# [Aim]
Quote each line of the material verbatim, without the pictures.

# [Data shown]
====
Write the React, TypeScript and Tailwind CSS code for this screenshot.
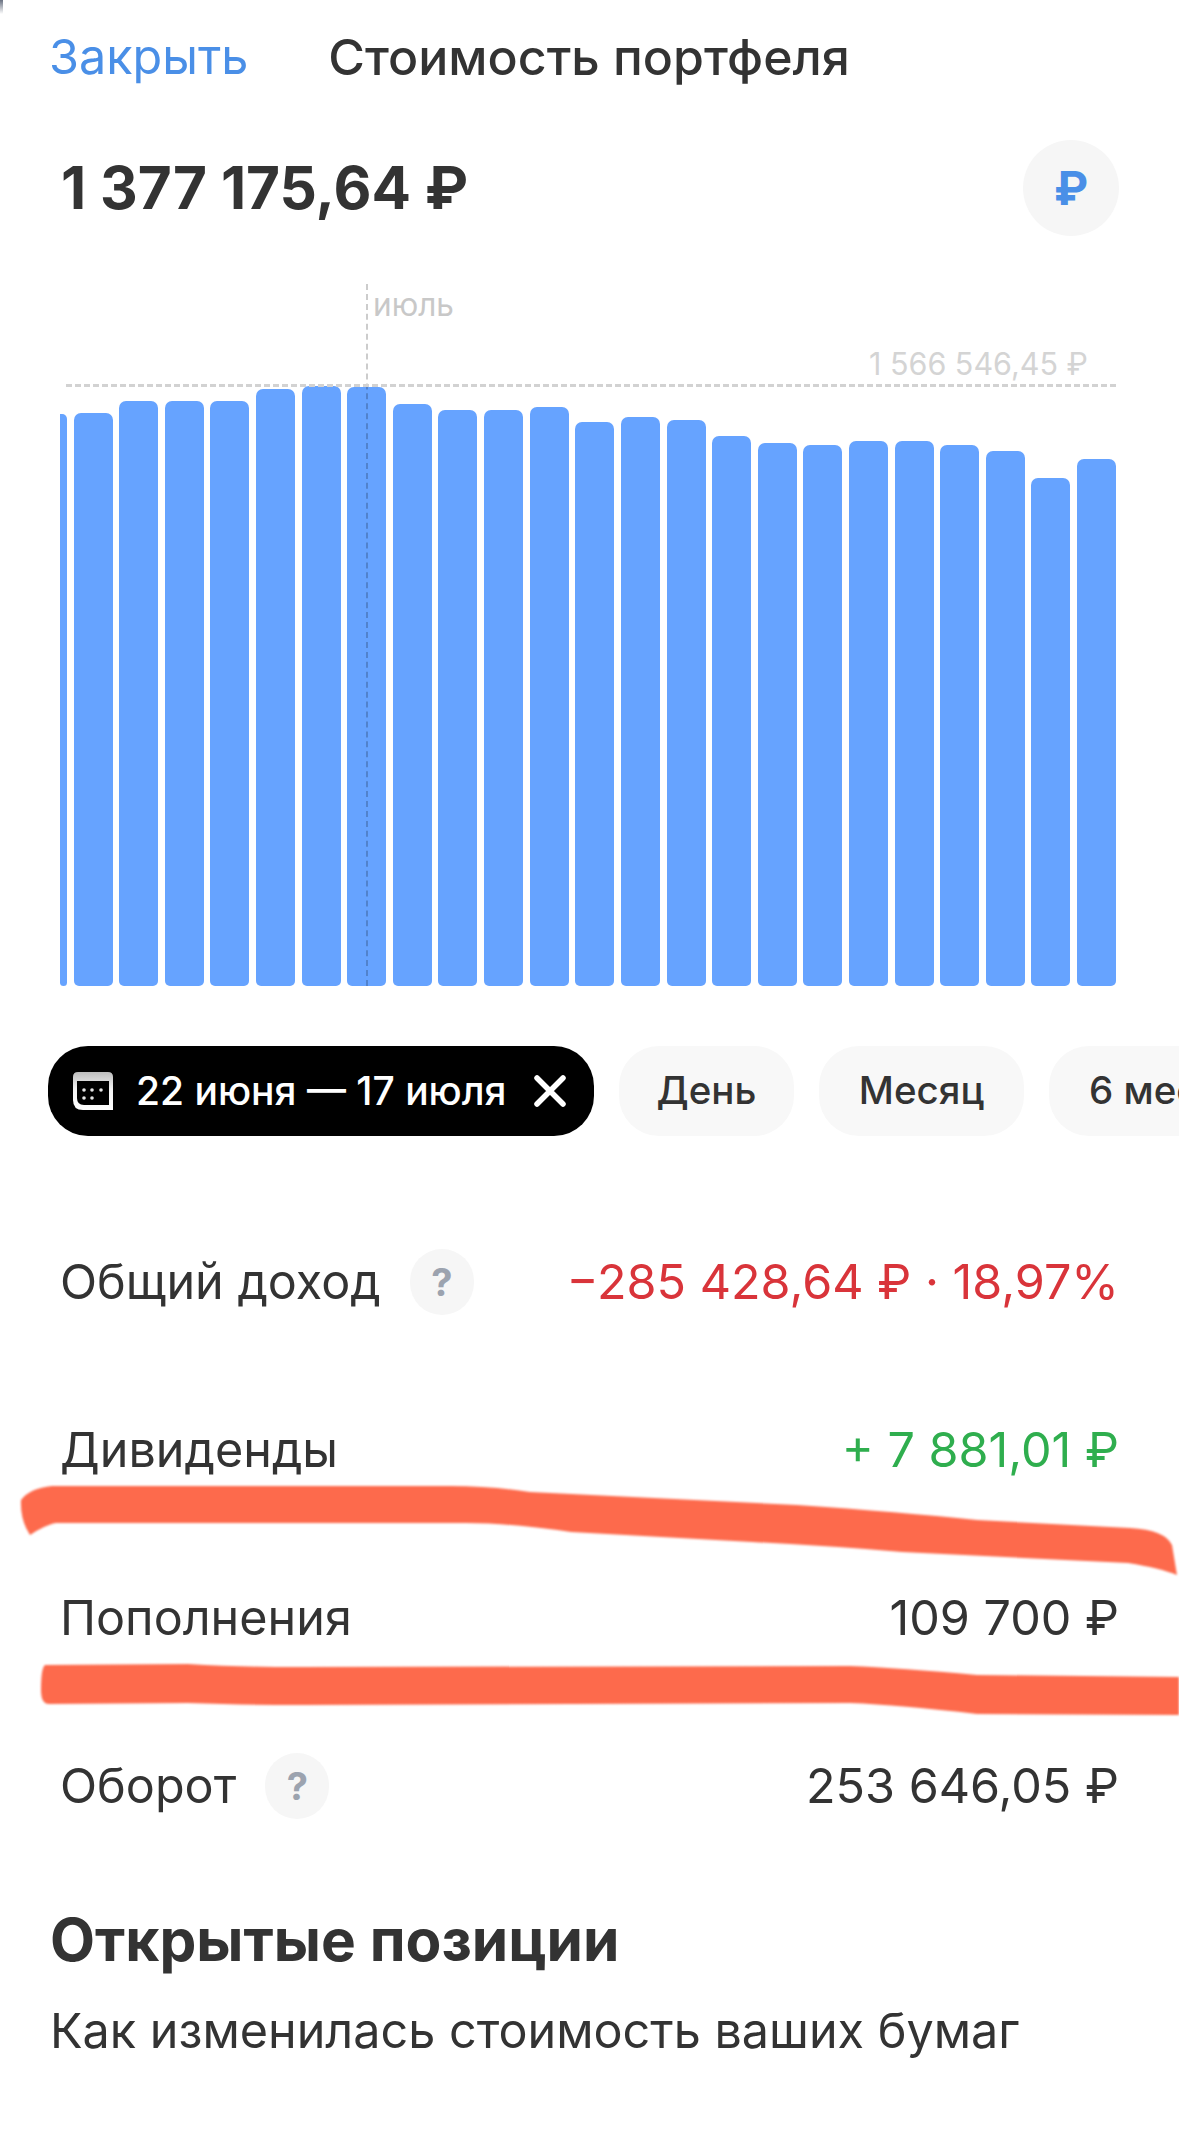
import React from 'react';

const barTops = [414, 413, 401, 401, 401, 389, 386, 387, 404, 410, 410, 407, 422, 417, 420, 436, 443, 445, 441, 441, 445, 451, 478, 459];
const chartBottom = 986;

const CalendarIcon: React.FC = () => (
  <svg width="40" height="38" viewBox="0 0 40 38" fill="none">
    <defs>
      <linearGradient id="calendarTop" x1="0" y1="0" x2="0" y2="1">
        <stop offset="0" stopColor="#bdbdbd" />
        <stop offset="0.45" stopColor="#f2f2f2" />
        <stop offset="1" stopColor="#ffffff" />
      </linearGradient>
    </defs>
    <path d="M5 0 H35 Q40 0 40 5 V38 H10 Q0 38 0 28 V5 Q0 0 5 0 Z" fill="url(#calendarTop)" />
    <path d="M4 9 H36 V33 H11 Q4 33 4 26 Z" fill="#000" />
    <circle cx="11" cy="18" r="1.8" fill="#e5e5e5" />
    <circle cx="19" cy="18" r="1.8" fill="#e5e5e5" />
    <circle cx="28" cy="18" r="1.8" fill="#e5e5e5" />
    <circle cx="11" cy="26" r="1.8" fill="#e5e5e5" />
    <circle cx="19" cy="26" r="1.8" fill="#e5e5e5" />
  </svg>
);

const CloseIcon: React.FC = () => (
  <svg width="32" height="32" viewBox="0 0 32 32" fill="none">
    <path d="M3 3 L29 29 M29 3 L3 29" stroke="#fff" strokeWidth="5.5" strokeLinecap="round" />
  </svg>
);

const HelpBadge: React.FC = () => (
  <span className="flex h-[66px] w-[64px] items-center justify-center rounded-full bg-[#f6f6f6] text-[38px] font-bold text-[#9ca3af]">?</span>
);

const Chip: React.FC<{ label: string; className: string }> = ({ label, className }) => (
  <div className={`flex h-[90px] flex-none items-center justify-center rounded-[40px] bg-[#f8f8f8] text-[38.5px] font-medium text-[#333] ${className}`}>
    {label}
  </div>
);

const Row: React.FC<{ label: string; help?: boolean; value: string; valueClass?: string }> = ({ label, help, value, valueClass }) => (
  <div className="flex h-[168px] items-center justify-between">
    <div className="flex items-center gap-[29px]">
      <span>{label}</span>
      {help && <HelpBadge />}
    </div>
    <span className={valueClass}>{value}</span>
  </div>
);

export default function App() {
  return (
    <div className="relative h-[2135px] w-[1179px] overflow-hidden bg-white font-[family-name:Inter,sans-serif] text-[#333]">
      <div className="absolute left-0 top-0 h-[14px] w-[3px] bg-gradient-to-b from-gray-500 to-transparent" />

      <header className="flex h-[114px] items-center gap-[80px] pl-[49px]">
        <span className="text-[48.5px] text-[#4a8fe7]">Закрыть</span>
        <span className="text-[50px] font-medium">Стоимость портфеля</span>
      </header>

      <div className="mt-[26px] flex h-[96px] items-center justify-between px-[60px]">
        <span className="ml-[1px] text-[58.5px] font-bold">1 377 175,64 ₽</span>
        <div className="flex h-[96px] w-[96px] items-center justify-center rounded-full bg-[#f6f6f6] text-[46px] font-bold text-[#4a8fe7]">₽</div>
      </div>

      <div className="relative ml-[60px] mt-[48px] h-[702px] w-[1056px]">
        <div className="flex h-full items-end gap-[6.62px] overflow-hidden">
          {barTops.map((top, i) => (
            <div
              key={i}
              className={`flex-none rounded-b-[5px] rounded-t-[7px] bg-[#66a3ff] ${i === 0 ? 'w-[7px] rounded-l-none' : 'w-[39px]'}`}
              style={{ height: chartBottom - top }}
            />
          ))}
        </div>
        <div className="absolute bottom-0 left-[306px] top-0 w-0 border-l-2 border-dashed border-black/20" />
        <div className="absolute left-[6px] right-0 top-[100px] h-0 border-t-[3px] border-dashed border-[#d2d2d2]" />
        <span className="absolute left-[313px] top-[4px] text-[31.5px] leading-[34px] text-[#c8c8c8]">июль</span>
        <span className="absolute right-[28px] top-[63px] text-[30.5px] leading-[34px] text-[#d4d4d4]">1 566 546,45 ₽</span>
      </div>

      <div className="mt-[60px] flex gap-[25px] overflow-hidden pl-[48px]">
        <div className="flex h-[90px] w-[546px] flex-none items-center rounded-[40px] bg-black pl-[25px] text-[39px] font-medium text-white">
          <CalendarIcon />
          <span className="ml-[23px]">22 июня — 17 июля</span>
          <span className="ml-[27px]"><CloseIcon /></span>
        </div>
        <Chip label="День" className="w-[175px]" />
        <Chip label="Месяц" className="w-[205px]" />
        <Chip label="6 месяцев" className="w-[260px] justify-start pl-[40px]" />
      </div>

      <div className="mt-[62px] px-[60px] text-[48.5px]">
        <Row label="Общий доход" help value="−285 428,64 ₽ · 18,97%" valueClass="text-[#d9343a]" />
        <Row label="Дивиденды" value="+ 7 881,01 ₽" valueClass="text-[#2fae4e]" />
        <Row label="Пополнения" value="109 700 ₽" />
        <Row label="Оборот" help value="253 646,05 ₽" />
      </div>

      <h2 className="ml-[50px] mt-[40px] text-[58.5px] font-bold leading-[60px]">Открытые позиции</h2>
      <p className="ml-[50px] mt-[31px] text-[48.5px] leading-[60px]">Как изменилась стоимость ваших бумаг</p>

      {/* marker strokes drawn over the screenshot */}
      <svg className="pointer-events-none absolute left-0 top-0 blur-[1px]" width="1179" height="2135" viewBox="0 0 1179 2135" fill="#fd6a4c">
        <path d="M21 1500 Q30 1488 52 1486 L451 1486 Q490 1486 530 1492 L797 1505 Q900 1512 977 1520 L1130 1528 Q1165 1530 1172 1545 L1177 1575 Q1160 1568 1128 1563 L902 1552 Q830 1546 752 1542 L571 1532 Q510 1523 466 1523 L56 1523 Q45 1525 30 1535 Q20 1520 21 1500 Z" />
        <path d="M45 1665 L188 1664 Q240 1667 301 1667 L850 1666 Q900 1668 977 1675 L1179 1677 L1179 1715 L977 1714 Q900 1705 850 1703 L301 1705 Q240 1705 188 1703 L49 1704 Q41 1704 41 1690 Q41 1668 45 1665 Z" />
      </svg>
    </div>
  );
}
====
# [The result]
Write the React, TypeScript and Tailwind CSS code for this screenshot.
import React from 'react';

const barTops = [414, 413, 401, 401, 401, 389, 386, 387, 404, 410, 410, 407, 422, 417, 420, 436, 443, 445, 441, 441, 445, 451, 478, 459];
const chartBottom = 986;

const CalendarIcon: React.FC = () => (
  <svg width="40" height="38" viewBox="0 0 40 38" fill="none">
    <defs>
      <linearGradient id="calendarTop" x1="0" y1="0" x2="0" y2="1">
        <stop offset="0" stopColor="#bdbdbd" />
        <stop offset="0.45" stopColor="#f2f2f2" />
        <stop offset="1" stopColor="#ffffff" />
      </linearGradient>
    </defs>
    <path d="M5 0 H35 Q40 0 40 5 V38 H10 Q0 38 0 28 V5 Q0 0 5 0 Z" fill="url(#calendarTop)" />
    <path d="M4 9 H36 V33 H11 Q4 33 4 26 Z" fill="#000" />
    <circle cx="11" cy="18" r="1.8" fill="#e5e5e5" />
    <circle cx="19" cy="18" r="1.8" fill="#e5e5e5" />
    <circle cx="28" cy="18" r="1.8" fill="#e5e5e5" />
    <circle cx="11" cy="26" r="1.8" fill="#e5e5e5" />
    <circle cx="19" cy="26" r="1.8" fill="#e5e5e5" />
  </svg>
);

const CloseIcon: React.FC = () => (
  <svg width="32" height="32" viewBox="0 0 32 32" fill="none">
    <path d="M3 3 L29 29 M29 3 L3 29" stroke="#fff" strokeWidth="5.5" strokeLinecap="round" />
  </svg>
);

const HelpBadge: React.FC = () => (
  <span className="flex h-[66px] w-[64px] items-center justify-center rounded-full bg-[#f6f6f6] text-[38px] font-bold text-[#9ca3af]">?</span>
);

const Chip: React.FC<{ label: string; className: string }> = ({ label, className }) => (
  <div className={`flex h-[90px] flex-none items-center justify-center rounded-[40px] bg-[#f8f8f8] text-[38.5px] font-medium text-[#333] ${className}`}>
    {label}
  </div>
);

const Row: React.FC<{ label: string; help?: boolean; value: string; valueClass?: string }> = ({ label, help, value, valueClass }) => (
  <div className="flex h-[168px] items-center justify-between">
    <div className="flex items-center gap-[29px]">
      <span>{label}</span>
      {help && <HelpBadge />}
    </div>
    <span className={valueClass}>{value}</span>
  </div>
);

export default function App() {
  return (
    <div className="relative h-[2135px] w-[1179px] overflow-hidden bg-white font-[family-name:Inter,sans-serif] text-[#333]">
      <div className="absolute left-0 top-0 h-[14px] w-[3px] bg-gradient-to-b from-gray-500 to-transparent" />

      <header className="flex h-[114px] items-center gap-[80px] pl-[49px]">
        <span className="text-[48.5px] text-[#4a8fe7]">Закрыть</span>
        <span className="text-[50px] font-medium">Стоимость портфеля</span>
      </header>

      <div className="mt-[26px] flex h-[96px] items-center justify-between px-[60px]">
        <span className="ml-[1px] text-[58.5px] font-bold">1 377 175,64 ₽</span>
        <div className="flex h-[96px] w-[96px] items-center justify-center rounded-full bg-[#f6f6f6] text-[46px] font-bold text-[#4a8fe7]">₽</div>
      </div>

      <div className="relative ml-[60px] mt-[48px] h-[702px] w-[1056px]">
        <div className="flex h-full items-end gap-[6.62px] overflow-hidden">
          {barTops.map((top, i) => (
            <div
              key={i}
              className={`flex-none rounded-b-[5px] rounded-t-[7px] bg-[#66a3ff] ${i === 0 ? 'w-[7px] rounded-l-none' : 'w-[39px]'}`}
              style={{ height: chartBottom - top }}
            />
          ))}
        </div>
        <div className="absolute bottom-0 left-[306px] top-0 w-0 border-l-2 border-dashed border-black/20" />
        <div className="absolute left-[6px] right-0 top-[100px] h-0 border-t-[3px] border-dashed border-[#d2d2d2]" />
        <span className="absolute left-[313px] top-[4px] text-[31.5px] leading-[34px] text-[#c8c8c8]">июль</span>
        <span className="absolute right-[28px] top-[63px] text-[30.5px] leading-[34px] text-[#d4d4d4]">1 566 546,45 ₽</span>
      </div>

      <div className="mt-[60px] flex gap-[25px] overflow-hidden pl-[48px]">
        <div className="flex h-[90px] w-[546px] flex-none items-center rounded-[40px] bg-black pl-[25px] text-[39px] font-medium text-white">
          <CalendarIcon />
          <span className="ml-[23px]">22 июня — 17 июля</span>
          <span className="ml-[27px]"><CloseIcon /></span>
        </div>
        <Chip label="День" className="w-[175px]" />
        <Chip label="Месяц" className="w-[205px]" />
        <Chip label="6 месяцев" className="w-[260px] justify-start pl-[40px]" />
      </div>

      <div className="mt-[62px] px-[60px] text-[48.5px]">
        <Row label="Общий доход" help value="−285 428,64 ₽ · 18,97%" valueClass="text-[#d9343a]" />
        <Row label="Дивиденды" value="+ 7 881,01 ₽" valueClass="text-[#2fae4e]" />
        <Row label="Пополнения" value="109 700 ₽" />
        <Row label="Оборот" help value="253 646,05 ₽" />
      </div>

      <h2 className="ml-[50px] mt-[40px] text-[58.5px] font-bold leading-[60px]">Открытые позиции</h2>
      <p className="ml-[50px] mt-[31px] text-[48.5px] leading-[60px]">Как изменилась стоимость ваших бумаг</p>

      {/* marker strokes drawn over the screenshot */}
      <svg className="pointer-events-none absolute left-0 top-0 blur-[1px]" width="1179" height="2135" viewBox="0 0 1179 2135" fill="#fd6a4c">
        <path d="M21 1500 Q30 1488 52 1486 L451 1486 Q490 1486 530 1492 L797 1505 Q900 1512 977 1520 L1130 1528 Q1165 1530 1172 1545 L1177 1575 Q1160 1568 1128 1563 L902 1552 Q830 1546 752 1542 L571 1532 Q510 1523 466 1523 L56 1523 Q45 1525 30 1535 Q20 1520 21 1500 Z" />
        <path d="M45 1665 L188 1664 Q240 1667 301 1667 L850 1666 Q900 1668 977 1675 L1179 1677 L1179 1715 L977 1714 Q900 1705 850 1703 L301 1705 Q240 1705 188 1703 L49 1704 Q41 1704 41 1690 Q41 1668 45 1665 Z" />
      </svg>
    </div>
  );
}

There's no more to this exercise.